Benson varies form throughout, with ‘Magicicadas’ and ‘Notes Towards An Understanding of Butterfly Wings’ are written as numbered instalments, others are in couplets, and ‘Wax Moths’ arranges whitespace on the page to form shaped stanzas. Danger lurks in the scant lines of ‘Wasp Theology’ while the abundant and urgent flow of words in ‘Blue Morpho, Crypsis’ reminds us of what we do to them:
Oil from my fingers rolls in tiny beads across their film,
The stains proliferate and breed: all my dirty human effluents.
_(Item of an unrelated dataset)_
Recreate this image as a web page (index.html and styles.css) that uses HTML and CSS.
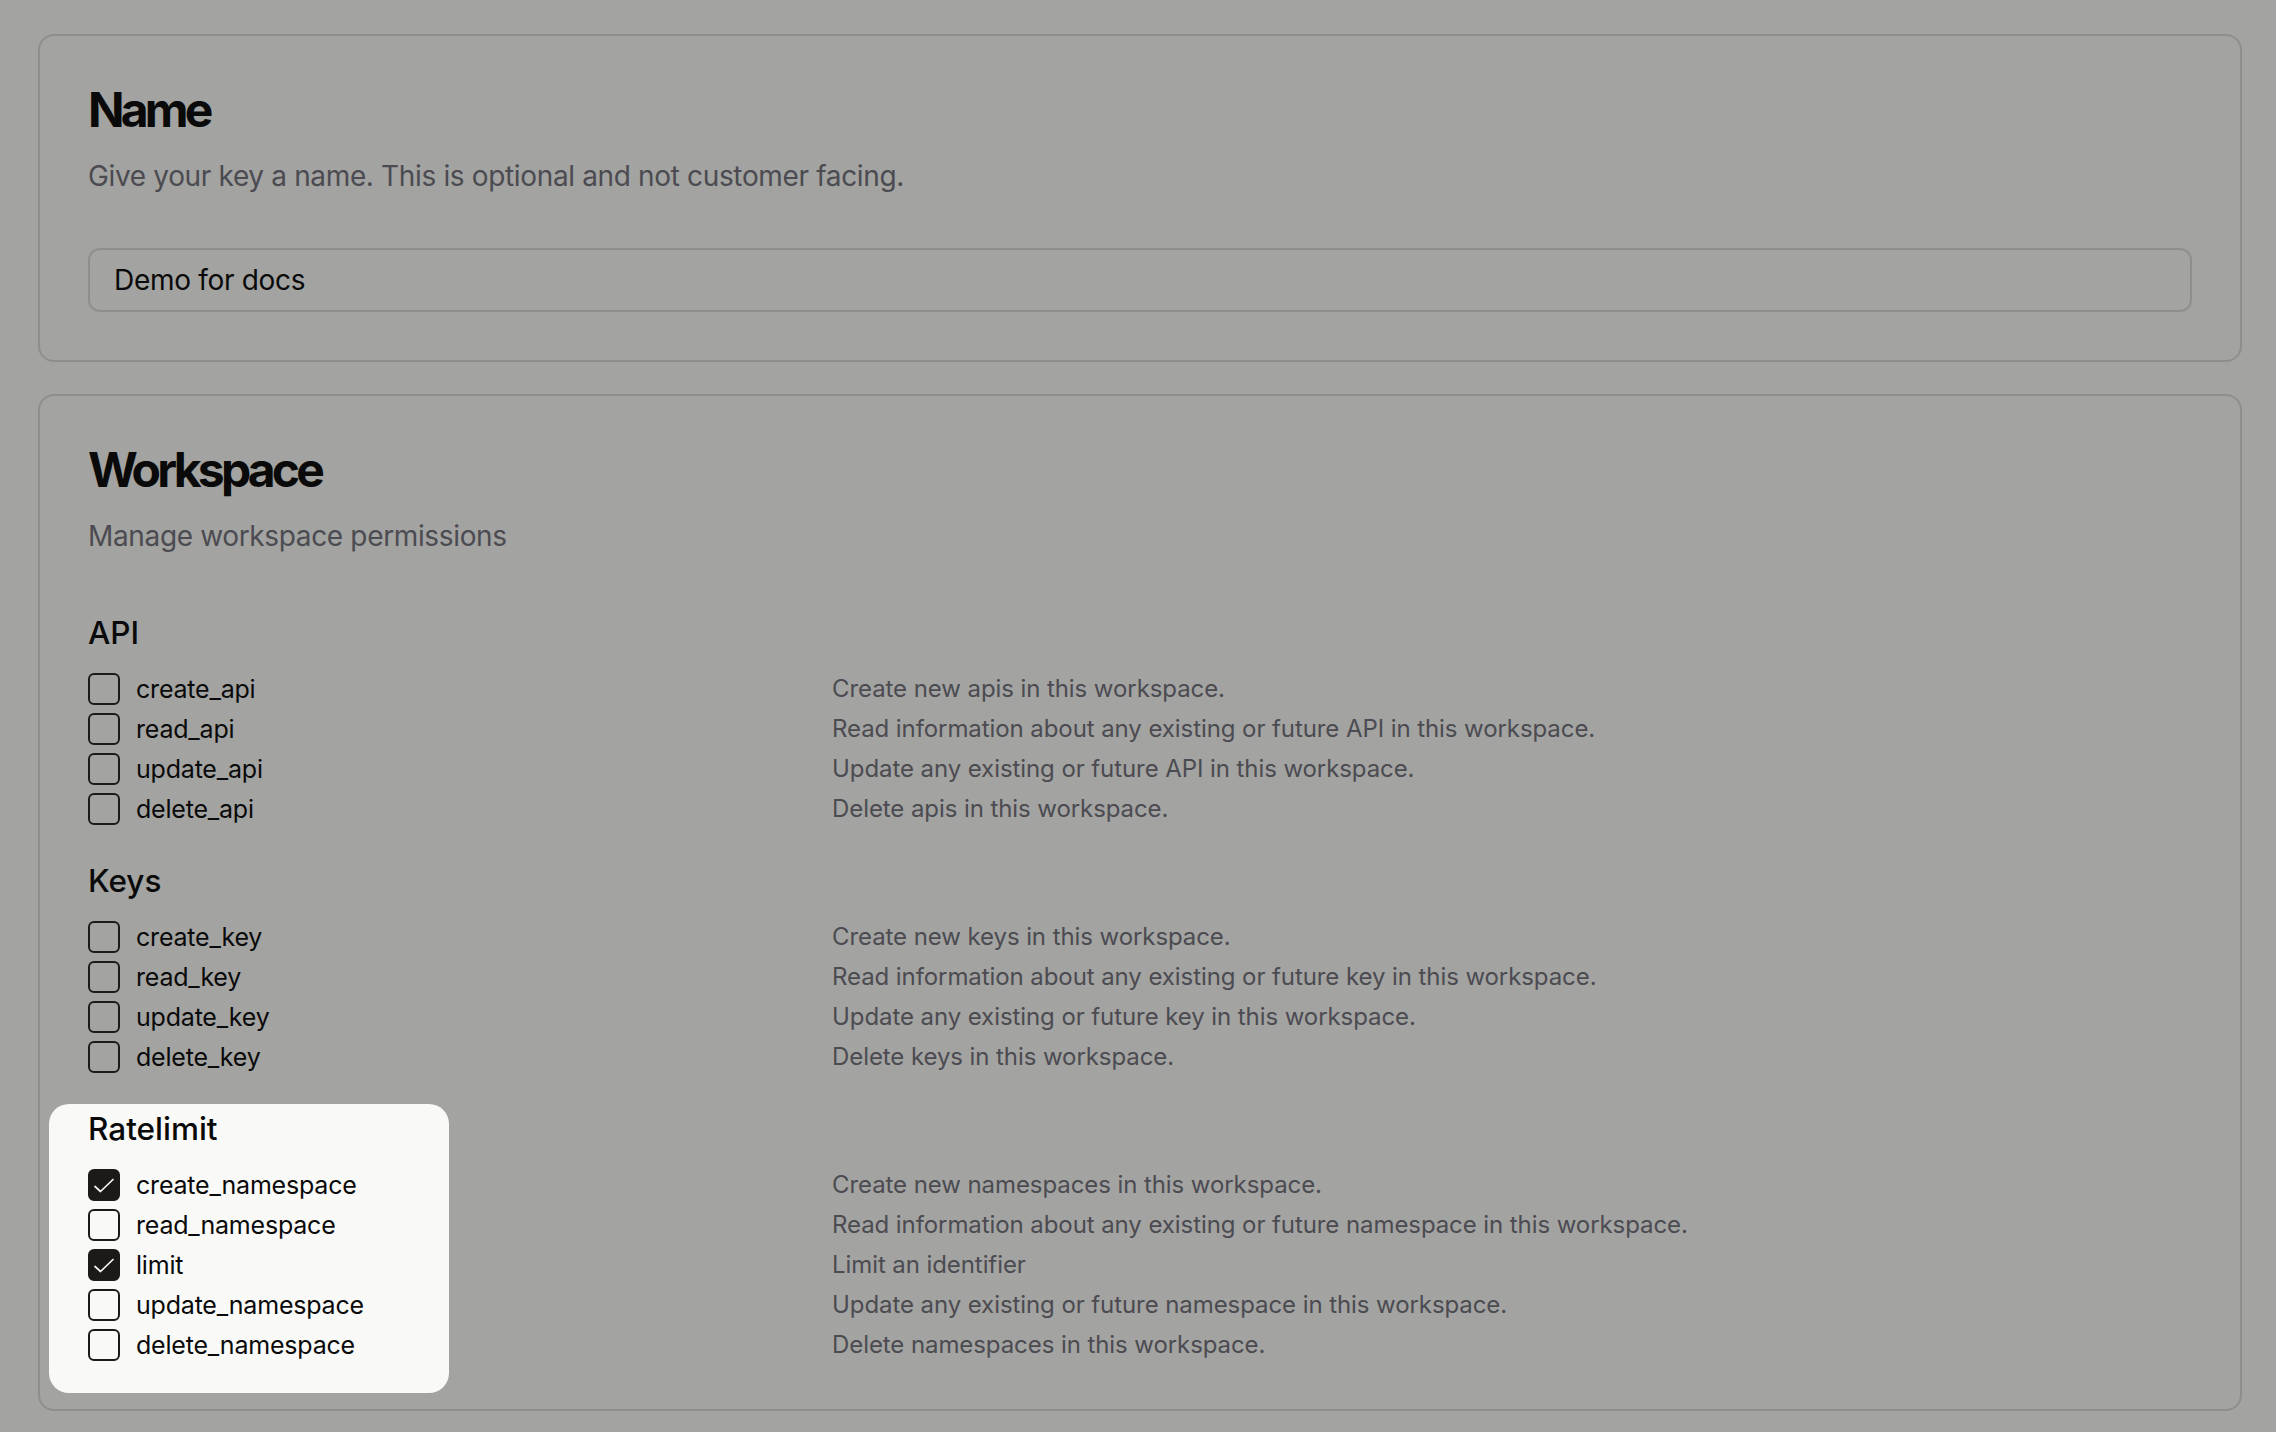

The variety showcases Benson’s intellect; each subject is individually invited. Thematic precision pulls everything together: the anthropomorphising of that which we consider the most minute, insignificant and often grotesque of our natural world. The culmination of this is arguably ‘Mama Cockroach, I Love You’, which is a nothing short of a triumph of feminine empathy towards a life lived under suspicion and judgement. Benson revels in repulsive corporeality,
Or carry them as yolks
and give live birth, then feed your pale brood
secretions from your anus, or your armpit glands,
like milk; […]
whilst celebrating Mama Cockroach’s promiscuity, her grotesquely bodily birthing, joy and sacrifice in motherhood:
you caress your off-springs’ backs, and gentle them
with pretty pheromones and chirps. Because
you purr when your young stroke your face.
Forever alluding to the larger issues of climate, and the meaning and fragility of our own existence, Benson also keeps us in check, reminding of the inevitability of all our basal natures yet compelling us to find joy in the way we ascribe meaning to our instincts, framing them as choice, as love, as endeavour.